En esta época sombría en que nos ronda la muerte, que la vemos retratada con insistencia en imágenes de todo el mundo, volvemos a pensar en la trascendencia del rito que da significación y sentido a la última de las despedidas, instante del contacto material final entre los seres humanos y sus universos ideales. Los ritos pertenecen, en general, al ámbito de una cultura compartida, cuando no hegemónica, incluidos los preceptos religiosos propios de ella. Pero, ¿qué ocurre con quienes no profesan una religión o no pertenecen a la convención social? En la vida hemos presenciado funerales de espiritualidades y filosofías muy diversas, y aquellos que no tienen vínculo con la norma colectiva ocurren casi siempre en contradicción, incluso roce físico con la arquitectura y sus simbolismos; en otras palabras, no tienen un espacio propio.
Ya en los albores de nuestra República, los fundadores comprendieron la necesidad de contar con un cementerio público desvinculado de la estructura eclesial que acogía exclusivamente a los suyos en lo que se denominaba “campo santo”. Bernardo O'Higgins inauguró el Cementerio General de Santiago en 1821, pero recién en 1854 se permitió el entierro de protestantes o “disidentes” en lugares asignados, y solo en 1871 un decreto estableció la sepultura sin distinción de credo y permitió la creación de cementerios laicos con fondos y administración fiscales.

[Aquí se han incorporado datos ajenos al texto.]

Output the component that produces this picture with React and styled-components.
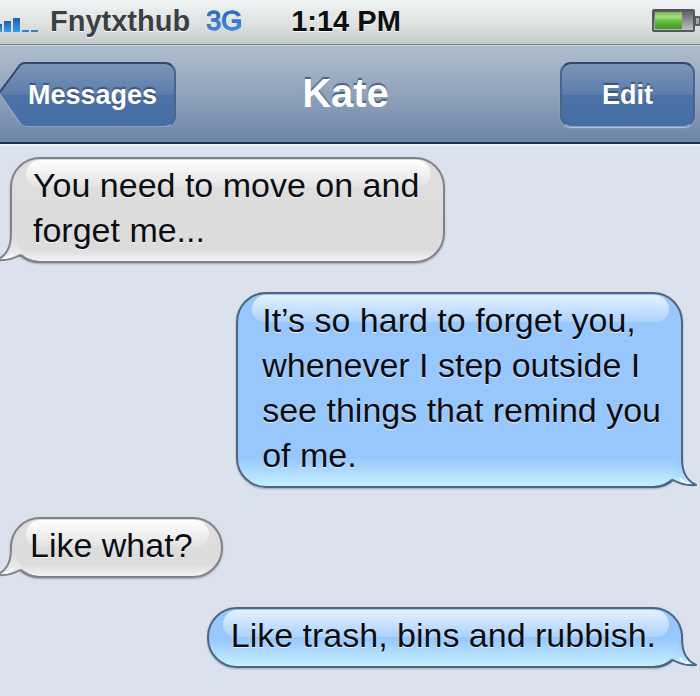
import React from "react";
import { styled, createGlobalStyle } from "styled-components";

const messages = [
    { id: 1, mine: false, text: "You need to move on and\nforget me..." },
    { id: 2, mine: true, text: "It’s so hard to forget you,\nwhenever I step outside I\nsee things that remind you\nof me." },
    { id: 3, mine: false, text: "Like what?" },
    { id: 4, mine: true, text: "Like trash, bins and rubbish." },
];

function Signal() {
    return (
        <svg width="38" height="22" viewBox="0 0 38 22" aria-hidden="true">
            <defs>
                <linearGradient id="signal" x1="0" y1="0" x2="0" y2="1">
                    <stop offset="0" stopColor="#1d5fae" />
                    <stop offset="1" stopColor="#3f9be6" />
                </linearGradient>
            </defs>
            <g fill="url(#signal)">
                <rect x="0" y="14" width="2" height="8" />
                <rect x="4" y="11" width="7" height="11" />
                <rect x="13" y="8" width="7" height="14" />
            </g>
            <g fill="#3c7fc4">
                <rect x="22" y="20" width="7" height="2" />
                <rect x="31" y="20" width="7" height="2" />
            </g>
        </svg>
    );
}

function Battery() {
    return (
        <svg width="48" height="24" viewBox="0 0 48 24" aria-hidden="true">
            <defs>
                <linearGradient id="charge" x1="0" y1="0" x2="0" y2="1">
                    <stop offset="0" stopColor="#79b957" />
                    <stop offset="0.3" stopColor="#a6e07c" />
                    <stop offset="0.5" stopColor="#6cc140" />
                    <stop offset="1" stopColor="#3f9626" />
                </linearGradient>
                <linearGradient id="drained" x1="0" y1="0" x2="0" y2="1">
                    <stop offset="0" stopColor="#57575b" />
                    <stop offset="1" stopColor="#c6c5c8" />
                </linearGradient>
            </defs>
            <rect x="1" y="1" width="41" height="21" rx="1" fill="url(#drained)" stroke="#55585b" strokeWidth="2" />
            <rect x="3" y="3" width="27" height="17" fill="url(#charge)" />
            <path d="M43 8h3q2 0 2 2v4q0 2-2 2h-3z" fill="#a6a8aa" stroke="#55585b" strokeWidth="2" />
        </svg>
    );
}

function BackArrow() {
    return (
        <svg width="25" height="65" viewBox="0 0 25 65" aria-hidden="true">
            <defs>
                <linearGradient id="arrow" gradientUnits="userSpaceOnUse" x1="0" y1="2" x2="0" y2="64">
                    <stop offset="0" stopColor="#7c95b8" />
                    <stop offset="0.5" stopColor="#5b7cab" />
                    <stop offset="0.5" stopColor="#4d72a7" />
                    <stop offset="1" stopColor="#456ea6" />
                </linearGradient>
            </defs>
            <path d="M25 0Q22 0 20 3L-1 31L20 61Q22 65 25 65z" fill="url(#arrow)" />
            <path d="M25 1Q22 1 20 3L0 30" fill="none" stroke="#34496d" strokeWidth="2" />
            <path d="M0 32L20 61Q22 64 25 64" fill="none" stroke="#a3b5cf" strokeWidth="1" />
        </svg>
    );
}

function Tail({ mine }) {
    const id = mine ? "tail-blue" : "tail-grey";
    return (
        <TailSvg $mine={mine} width="42" height="34" viewBox="0 0 42 34" aria-hidden="true">
            <defs>
                <linearGradient id={id} gradientUnits="userSpaceOnUse" x1="0" y1="8" x2="0" y2="32">
                    <stop offset="0" stopColor={mine ? "#97c7fc" : "#dcdcdc"} />
                    <stop offset="1" stopColor={mine ? "#c6f0fe" : "#efefef"} />
                </linearGradient>
            </defs>
            <path d="M12 0V4C13 18 9 26-1 31Q12 32 22 26L26 24Q16 16 16 0z" fill={`url(#${id})`} />
            <path
                d="M13 0V4C13 18 9 26-1 31Q12 32 22 26A29 29 0 0 0 42 33"
                fill="none"
                stroke={mine ? "#4d6580" : "#808285"}
                strokeWidth="2"
                strokeLinejoin="round"
            />
            <path d="M6 29Q12 29 15 24" fill="none" stroke="#fff" strokeOpacity="0.8" strokeWidth="2" />
        </TailSvg>
    );
}

export default function App() {
    return (
        <Phone>
            <GlobalStyle />
            <StatusBar>
                <Carrier>
                    <Signal />
                    <span>Fnytxthub</span>
                    <Network>3G</Network>
                </Carrier>
                <Clock>1:14 PM</Clock>
                <Battery />
            </StatusBar>
            <NavBar>
                <BackButton type="button">
                    <BackArrow />
                    <BackLabel>Messages</BackLabel>
                </BackButton>
                <Title>Kate</Title>
                <EditButton type="button">Edit</EditButton>
            </NavBar>
            <Chat>
                {messages.map(({ id, mine, text }) => (
                    <Bubble key={id} $mine={mine} $multi={text.includes("\n")}>
                        <Tail mine={mine} />
                        <BubbleText>{text}</BubbleText>
                    </Bubble>
                ))}
            </Chat>
        </Phone>
    );
}

const GlobalStyle = createGlobalStyle`
* {
    box-sizing: border-box;
}
body {
    margin: 0;
    background: #dce2ed;
    font-family: "Liberation Sans", Arial, Helvetica, sans-serif;
}
svg {
    display: block;
    flex: none;
}
`;

const Phone = styled.div`
min-height: 100vh;
overflow-x: hidden;
background: #dce2ed;
`;

const StatusBar = styled.header`
display: grid;
grid-template-columns: 1fr auto 1fr;
align-items: center;
padding: 4px 0 6px;
border-bottom: 1px solid #75828d;
background: linear-gradient(#eff4f5, #dcdfe0 60%, #c6c9ca);
font-size: 29px;
line-height: 34px;
font-weight: 700;
color: #3a4142;
text-shadow: 0 1px 1px #fff;

> svg {
    justify-self: end;
}
`;

const Carrier = styled.div`
display: flex;
align-items: center;
gap: 12px;
`;

const Network = styled.span`
margin-left: 4px;
font-size: 27px;
font-weight: 400;
color: transparent;
text-shadow: none;
background: linear-gradient(#2a62c2 30%, #4aa0ea 80%);
background-clip: text;
-webkit-text-stroke: 1px #3a78cc;
`;

const Clock = styled.time`
padding-right: 8px;
color: #0c0e0f;
`;

const NavBar = styled.nav`
display: grid;
grid-template-columns: 1fr auto 1fr;
align-items: center;
padding: 16px 5px 15px 0;
border-top: 1px solid #ccd6e0;
border-bottom: 2px solid #1d2c47;
background: linear-gradient(#b0bfce, #8fa3bc 50%, #6d85a8);
box-shadow: 0 2px 1px #eaf1f8;
`;

const Button = styled.button`
height: 65px;
padding: 0;
border: 0;
background: none;
color: #fff;
font: 700 27px/62px "Liberation Sans", Arial, Helvetica, sans-serif;
text-shadow: 0 -2px 1px #3b5375;
`;

const face = `
border: 2px solid #4b648b;
border-top-color: #34496d;
border-bottom-width: 1px;
border-bottom-color: #8ba2c3;
background: linear-gradient(#7c95b8, #5b7cab 50%, #4d72a7 50%, #456ea6);
`;

const BackButton = styled(Button)`
display: flex;
justify-self: start;
`;

const BackLabel = styled.span`
height: 65px;
padding: 0 17px 0 3px;
${face}
border-left: 0;
border-radius: 0 11px 11px 0;
`;

const Title = styled.h1`
margin: 0;
padding: 0 4px 4px 0;
font-size: 40px;
line-height: 46px;
font-weight: 700;
color: #fff;
text-shadow: 0 -2px 1px #4f5f75;
`;

const EditButton = styled(Button)`
justify-self: end;
width: 135px;
padding-bottom: 2px;
${face}
border-radius: 11px;
box-shadow: 0 1px 1px #b7c6db;
`;

const Chat = styled.main`
display: flex;
flex-direction: column;
align-items: flex-start;
gap: 29px;
padding: 13px 17px 24px 10px;
`;

const bubblePadding = ({ $mine, $multi }) => {
    if ($mine) return $multi ? "4px 20px 8px 24px" : "4px 25px 8px 22px";
    return $multi ? "4px 24px 8px 21px" : "4px 28px 8px 18px";
};

const Bubble = styled.div`
position: relative;
align-self: ${({ $mine }) => ($mine ? "flex-end" : "flex-start")};
padding: ${bubblePadding};
border: 2px solid ${({ $mine }) => ($mine ? "#4d6580" : "#808285")};
border-radius: 30px;
background: ${({ $mine }) =>
    $mine
        ? "linear-gradient(to top, #c6f0fe, #97c7fc 28px, #97c7fc)"
        : "linear-gradient(to top, #f2f2f2, #dcdcdc 12px, #dedede)"};
box-shadow: 0 1px 2px rgba(60, 70, 90, 0.4);

/* glossy strip along the top edge */
&::before {
    content: "";
    position: absolute;
    top: 1px;
    left: 14px;
    right: 12px;
    height: 27px;
    border-radius: 16px 16px 14px 14px;
    background: ${({ $mine }) =>
        $mine
            ? "linear-gradient(rgba(255, 255, 255, 0.75), rgba(255, 255, 255, 0.2))"
            : "linear-gradient(#fff, rgba(255, 255, 255, 0.15))"};
}
`;

const TailSvg = styled.svg`
position: absolute;
bottom: -2px;
overflow: visible;
${({ $mine }) => ($mine ? "right: -14px; transform: scaleX(-1);" : "left: -14px;")}
`;

const BubbleText = styled.p`
position: relative;
margin: 0;
font-size: 34px;
line-height: 45px;
color: #0b0d12;
text-shadow: 0 1px 1px rgba(255, 255, 255, 0.7);
white-space: pre-line;
`;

En la cultura norteamericana, esencialmente diversa y democrática y donde no impera una religión mayoritaria, los ritos funerarios pasaron del ámbito del hogar, donde se acostumbraba a velar a los difuntos hasta el siglo XIX, a una institucionalidad de numerosos negocios familiares, pequeños e independientes, que existen hasta hoy y que, sin imponer credo ni iconografía religiosa, reproducen la sencillez e intimidad de los espacios domésticos –además de proveer los servicios necesarios–, de hecho adoptando ese nombre hasta hoy: las ceremonias tienen lugar en “hogares” o “salones” funerarios privados distribuidos por la ciudad, mientras que es menos frecuente que se realicen en un templo religioso.
En España, por otra parte, surgió desde la década de los 70 una tipología arquitectónica de espacios ecuménicos y culturalmente neutros para ritos fúnebres, llamados “tanatorios”, muy populares y que se han ido reproduciendo en otras latitudes del mundo latino. Son sitios de gran interés para el diseño, de una inmensa carga poética que surge naturalmente de los atributos más abstractos de la arquitectura y el paisaje, imbricados con el tejido urbano e insertos en la complejidad y diversidad de las sociedades contemporáneas. Nos harían bien en Chile.